Limitations & Future Work¶
- Accuracy remains noticeably below top optimization-based methods such as ORB-SLAM3 (Avg 0.092 vs. 0.041).
- Scale initialization relies on a sliding window with sufficient motion; stationary start-up scenarios may fail.
- Evaluation is limited to two indoor datasets (EuRoC and TUM-VI); outdoor and driving scenarios are not assessed.
- The robustness of the Select Agent's frame-skipping strategy under extreme conditions (e.g., rapid consecutive rotations) is not thoroughly discussed.

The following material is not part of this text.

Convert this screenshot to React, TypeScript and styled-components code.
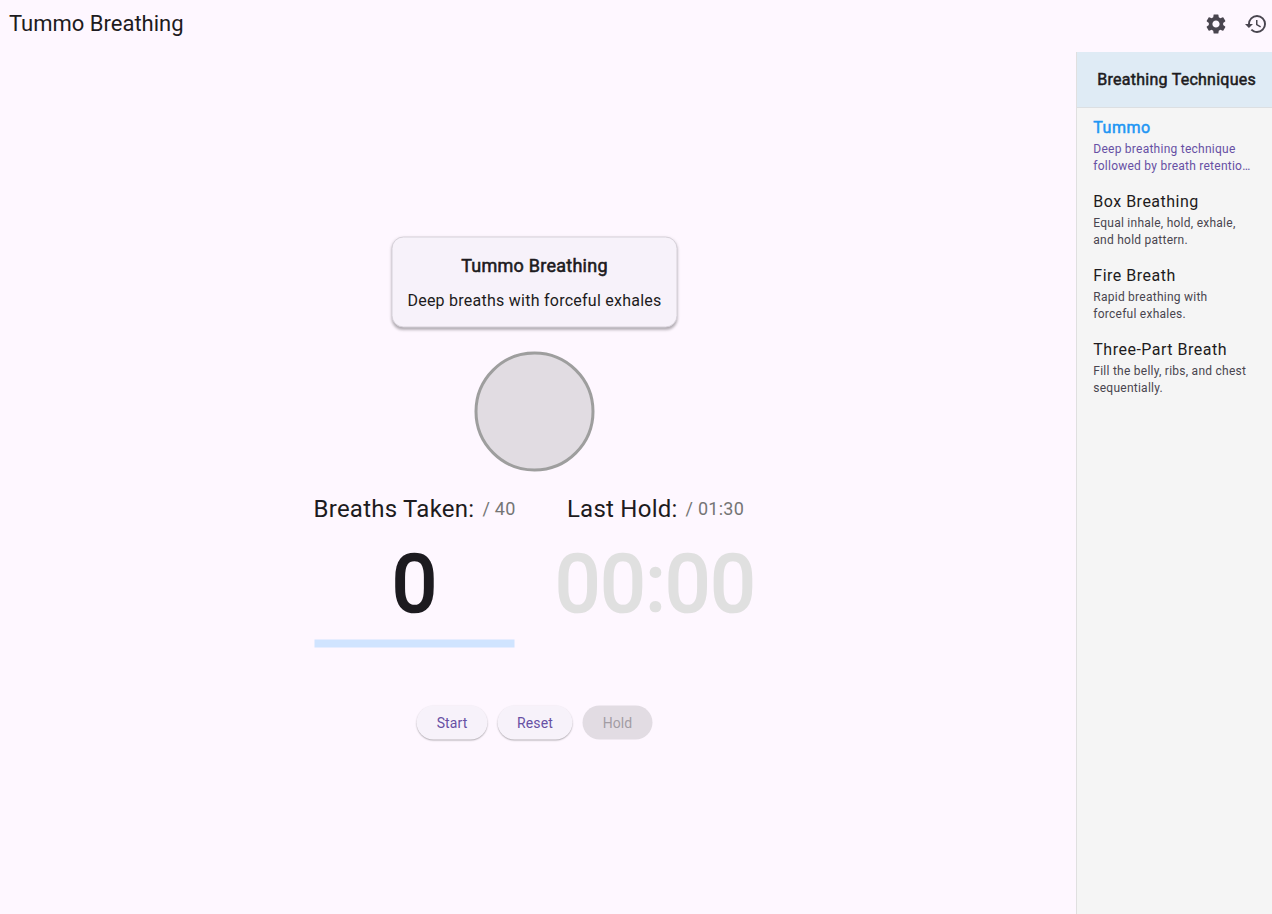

- Training requires ground-truth sequences, and zero-shot generalization to new environments is not validated.
Related Work & Insights¶
- Classical VIO: MSCKF, ROVIO (filter-based); VINS-Mono, ORB-SLAM3, DM-VIO (optimization-based).

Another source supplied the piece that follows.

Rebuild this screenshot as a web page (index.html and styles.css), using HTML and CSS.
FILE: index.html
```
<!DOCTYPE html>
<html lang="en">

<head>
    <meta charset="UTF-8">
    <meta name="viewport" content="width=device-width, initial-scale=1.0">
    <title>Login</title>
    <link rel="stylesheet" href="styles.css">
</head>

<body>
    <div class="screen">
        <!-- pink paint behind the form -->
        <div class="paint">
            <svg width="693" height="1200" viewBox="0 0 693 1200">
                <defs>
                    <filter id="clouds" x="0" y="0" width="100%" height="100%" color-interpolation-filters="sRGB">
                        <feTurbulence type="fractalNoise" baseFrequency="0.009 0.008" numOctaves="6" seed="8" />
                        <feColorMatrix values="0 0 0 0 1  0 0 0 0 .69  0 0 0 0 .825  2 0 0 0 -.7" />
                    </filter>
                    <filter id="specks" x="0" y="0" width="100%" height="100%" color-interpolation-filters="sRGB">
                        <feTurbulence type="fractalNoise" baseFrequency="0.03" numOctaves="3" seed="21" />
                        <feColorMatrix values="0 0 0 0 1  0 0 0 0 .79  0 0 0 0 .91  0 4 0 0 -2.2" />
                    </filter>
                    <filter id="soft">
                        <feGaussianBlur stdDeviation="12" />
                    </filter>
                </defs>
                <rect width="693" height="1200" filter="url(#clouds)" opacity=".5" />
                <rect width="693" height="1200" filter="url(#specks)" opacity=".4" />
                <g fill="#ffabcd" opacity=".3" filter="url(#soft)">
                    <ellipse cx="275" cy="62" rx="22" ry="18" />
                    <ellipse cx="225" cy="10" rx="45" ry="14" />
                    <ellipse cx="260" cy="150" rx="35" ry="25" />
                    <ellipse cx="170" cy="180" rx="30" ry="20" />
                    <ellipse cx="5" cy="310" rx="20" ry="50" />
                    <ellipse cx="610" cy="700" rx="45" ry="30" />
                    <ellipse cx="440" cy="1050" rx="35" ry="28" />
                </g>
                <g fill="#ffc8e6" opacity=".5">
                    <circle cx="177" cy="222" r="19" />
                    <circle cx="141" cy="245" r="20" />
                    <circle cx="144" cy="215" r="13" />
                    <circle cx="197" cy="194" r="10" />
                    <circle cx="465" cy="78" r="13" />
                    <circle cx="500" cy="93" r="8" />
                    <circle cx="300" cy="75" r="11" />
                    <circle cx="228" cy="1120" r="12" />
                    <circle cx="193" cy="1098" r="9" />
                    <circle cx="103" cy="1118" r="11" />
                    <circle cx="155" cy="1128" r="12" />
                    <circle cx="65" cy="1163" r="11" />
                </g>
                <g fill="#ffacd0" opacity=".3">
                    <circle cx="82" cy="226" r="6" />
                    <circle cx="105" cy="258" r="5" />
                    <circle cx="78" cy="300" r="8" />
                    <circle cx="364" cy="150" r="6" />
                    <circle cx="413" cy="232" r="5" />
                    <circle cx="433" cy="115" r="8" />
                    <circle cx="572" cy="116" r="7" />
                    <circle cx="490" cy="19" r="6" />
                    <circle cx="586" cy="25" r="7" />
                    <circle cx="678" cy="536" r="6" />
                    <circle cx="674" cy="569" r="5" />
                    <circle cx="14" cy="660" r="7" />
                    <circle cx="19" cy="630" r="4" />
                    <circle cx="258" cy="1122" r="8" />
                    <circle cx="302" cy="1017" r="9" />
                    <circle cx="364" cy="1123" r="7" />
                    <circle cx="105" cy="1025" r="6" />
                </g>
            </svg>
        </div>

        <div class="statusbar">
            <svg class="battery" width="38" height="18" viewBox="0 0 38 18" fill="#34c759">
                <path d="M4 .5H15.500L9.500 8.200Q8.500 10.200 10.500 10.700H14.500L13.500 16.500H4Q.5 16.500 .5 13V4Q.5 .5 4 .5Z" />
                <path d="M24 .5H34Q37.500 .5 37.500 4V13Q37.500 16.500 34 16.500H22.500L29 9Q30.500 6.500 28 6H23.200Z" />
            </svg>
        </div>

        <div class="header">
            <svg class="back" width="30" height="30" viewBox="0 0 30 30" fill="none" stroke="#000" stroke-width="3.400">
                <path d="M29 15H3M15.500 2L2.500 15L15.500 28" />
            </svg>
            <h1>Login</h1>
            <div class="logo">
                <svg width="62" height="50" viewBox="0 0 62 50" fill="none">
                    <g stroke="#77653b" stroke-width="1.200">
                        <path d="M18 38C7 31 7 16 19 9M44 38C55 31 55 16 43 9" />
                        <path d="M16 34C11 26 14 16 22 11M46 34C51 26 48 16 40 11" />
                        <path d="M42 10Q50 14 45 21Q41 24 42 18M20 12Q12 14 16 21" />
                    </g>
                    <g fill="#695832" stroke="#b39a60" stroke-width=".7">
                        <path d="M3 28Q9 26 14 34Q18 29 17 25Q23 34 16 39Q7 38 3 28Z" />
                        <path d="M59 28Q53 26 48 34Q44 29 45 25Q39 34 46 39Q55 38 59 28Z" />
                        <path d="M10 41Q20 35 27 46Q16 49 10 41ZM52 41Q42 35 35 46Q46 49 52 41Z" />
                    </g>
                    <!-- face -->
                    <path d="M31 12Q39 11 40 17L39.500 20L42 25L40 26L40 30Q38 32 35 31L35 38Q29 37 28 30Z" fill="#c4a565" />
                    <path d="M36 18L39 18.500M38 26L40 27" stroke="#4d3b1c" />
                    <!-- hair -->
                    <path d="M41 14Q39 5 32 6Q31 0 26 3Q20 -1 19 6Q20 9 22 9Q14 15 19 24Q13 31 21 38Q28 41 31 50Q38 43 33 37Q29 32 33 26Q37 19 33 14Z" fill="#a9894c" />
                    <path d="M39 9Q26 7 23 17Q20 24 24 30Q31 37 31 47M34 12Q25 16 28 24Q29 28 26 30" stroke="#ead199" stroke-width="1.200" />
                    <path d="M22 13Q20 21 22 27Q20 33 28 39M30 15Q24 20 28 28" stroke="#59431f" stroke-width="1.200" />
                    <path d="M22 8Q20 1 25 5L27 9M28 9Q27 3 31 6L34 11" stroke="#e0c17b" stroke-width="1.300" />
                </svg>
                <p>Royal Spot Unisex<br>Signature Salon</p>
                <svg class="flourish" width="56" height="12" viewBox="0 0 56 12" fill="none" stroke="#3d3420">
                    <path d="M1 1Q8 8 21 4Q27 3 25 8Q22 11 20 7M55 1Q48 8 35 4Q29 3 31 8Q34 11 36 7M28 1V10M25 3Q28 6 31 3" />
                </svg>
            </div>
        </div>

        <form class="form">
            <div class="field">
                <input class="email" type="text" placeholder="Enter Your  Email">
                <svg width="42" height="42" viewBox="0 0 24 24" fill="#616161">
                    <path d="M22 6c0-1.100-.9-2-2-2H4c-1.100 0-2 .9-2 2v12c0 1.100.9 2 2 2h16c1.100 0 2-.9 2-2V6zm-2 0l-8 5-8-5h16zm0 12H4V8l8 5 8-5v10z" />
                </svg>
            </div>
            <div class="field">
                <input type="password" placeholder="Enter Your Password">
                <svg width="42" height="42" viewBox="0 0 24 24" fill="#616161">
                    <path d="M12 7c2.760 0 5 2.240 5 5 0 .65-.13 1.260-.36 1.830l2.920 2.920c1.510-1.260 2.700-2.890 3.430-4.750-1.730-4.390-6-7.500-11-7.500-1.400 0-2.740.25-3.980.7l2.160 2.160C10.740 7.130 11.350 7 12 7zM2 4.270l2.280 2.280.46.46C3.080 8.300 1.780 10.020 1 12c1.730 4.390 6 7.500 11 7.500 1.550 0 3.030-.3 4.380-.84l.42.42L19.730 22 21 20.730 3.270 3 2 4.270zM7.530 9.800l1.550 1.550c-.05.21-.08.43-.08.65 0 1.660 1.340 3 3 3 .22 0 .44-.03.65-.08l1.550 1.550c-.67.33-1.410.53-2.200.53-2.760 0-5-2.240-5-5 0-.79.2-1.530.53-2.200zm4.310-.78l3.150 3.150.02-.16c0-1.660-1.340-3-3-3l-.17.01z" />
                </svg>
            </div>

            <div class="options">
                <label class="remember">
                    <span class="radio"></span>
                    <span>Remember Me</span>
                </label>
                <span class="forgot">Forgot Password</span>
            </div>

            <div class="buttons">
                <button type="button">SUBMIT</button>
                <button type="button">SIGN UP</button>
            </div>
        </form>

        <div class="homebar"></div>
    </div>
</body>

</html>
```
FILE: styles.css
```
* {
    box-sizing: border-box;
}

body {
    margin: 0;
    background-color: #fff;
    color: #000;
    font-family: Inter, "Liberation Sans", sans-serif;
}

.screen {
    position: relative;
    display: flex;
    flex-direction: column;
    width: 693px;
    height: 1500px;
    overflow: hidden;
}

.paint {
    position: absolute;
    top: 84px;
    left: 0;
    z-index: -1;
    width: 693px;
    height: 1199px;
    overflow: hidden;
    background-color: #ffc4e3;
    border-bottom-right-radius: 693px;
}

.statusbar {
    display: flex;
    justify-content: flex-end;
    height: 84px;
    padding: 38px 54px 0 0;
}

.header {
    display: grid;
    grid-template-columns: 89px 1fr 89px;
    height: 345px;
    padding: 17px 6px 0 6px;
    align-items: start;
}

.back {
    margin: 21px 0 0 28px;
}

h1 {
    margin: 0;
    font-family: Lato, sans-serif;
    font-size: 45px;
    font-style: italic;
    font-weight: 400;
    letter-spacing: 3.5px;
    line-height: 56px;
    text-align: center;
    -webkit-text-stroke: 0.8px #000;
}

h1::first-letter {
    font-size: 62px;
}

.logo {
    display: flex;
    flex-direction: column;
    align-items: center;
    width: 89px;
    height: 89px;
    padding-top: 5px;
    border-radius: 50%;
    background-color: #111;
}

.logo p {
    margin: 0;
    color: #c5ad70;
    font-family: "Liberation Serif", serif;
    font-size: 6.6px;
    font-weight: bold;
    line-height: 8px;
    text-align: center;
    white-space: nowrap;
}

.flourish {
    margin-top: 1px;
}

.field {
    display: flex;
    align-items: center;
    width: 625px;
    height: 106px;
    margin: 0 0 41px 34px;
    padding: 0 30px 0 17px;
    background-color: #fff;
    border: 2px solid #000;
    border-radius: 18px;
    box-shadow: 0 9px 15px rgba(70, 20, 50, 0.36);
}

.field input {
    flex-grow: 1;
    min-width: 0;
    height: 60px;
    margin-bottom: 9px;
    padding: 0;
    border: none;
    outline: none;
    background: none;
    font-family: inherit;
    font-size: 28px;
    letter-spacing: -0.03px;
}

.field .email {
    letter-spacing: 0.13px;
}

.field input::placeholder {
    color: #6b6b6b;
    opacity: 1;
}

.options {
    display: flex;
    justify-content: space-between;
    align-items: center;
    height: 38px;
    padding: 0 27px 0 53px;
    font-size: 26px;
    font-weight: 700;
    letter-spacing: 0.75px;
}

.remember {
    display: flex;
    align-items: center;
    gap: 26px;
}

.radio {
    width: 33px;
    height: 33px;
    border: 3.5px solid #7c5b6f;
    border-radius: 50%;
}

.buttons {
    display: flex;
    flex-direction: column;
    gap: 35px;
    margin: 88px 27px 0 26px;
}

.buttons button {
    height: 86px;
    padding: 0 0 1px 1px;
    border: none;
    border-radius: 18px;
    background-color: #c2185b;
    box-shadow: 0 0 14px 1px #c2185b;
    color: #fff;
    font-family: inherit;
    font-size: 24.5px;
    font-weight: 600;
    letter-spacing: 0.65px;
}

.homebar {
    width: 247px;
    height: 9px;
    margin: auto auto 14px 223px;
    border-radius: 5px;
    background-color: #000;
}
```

- Deep Learning VO/VIO: VINet, SelfVIO (end-to-end); DPVO, DROID-SLAM (hybrid); iSLAM (learning-enhanced classical pipeline).
- Adaptive Visual Selection: VS-VIO and similar methods dynamically reweight features but still run the visual encoder on every frame.
- RL in VO: Messikommer et al. apply RL to replace internal keyframe selection heuristics within VO; this paper elevates RL to high-level pipeline scheduling.
- Most Relevant: This work is the first to model "whether to run the entire VO pipeline" as a prior RL decision.
Rating¶
- Novelty: ⭐⭐⭐⭐ — The dual-agent RL architecture and IMU-only prior scheduling are conceptually novel, though RL in robotics is not entirely new.
- Experimental Thoroughness: ⭐⭐⭐⭐ — Ablations are comprehensive; cross-backend generalization and robustness are both evaluated, though only on two indoor datasets.
- Writing Quality: ⭐⭐⭐⭐ — Structure is clear, motivation is well articulated, and derivations are complete.
- Value: ⭐⭐⭐⭐ — The accuracy–efficiency trade-off is practically meaningful for deployment, though the accuracy gap relative to SOTA optimization methods limits applicability in high-precision scenarios.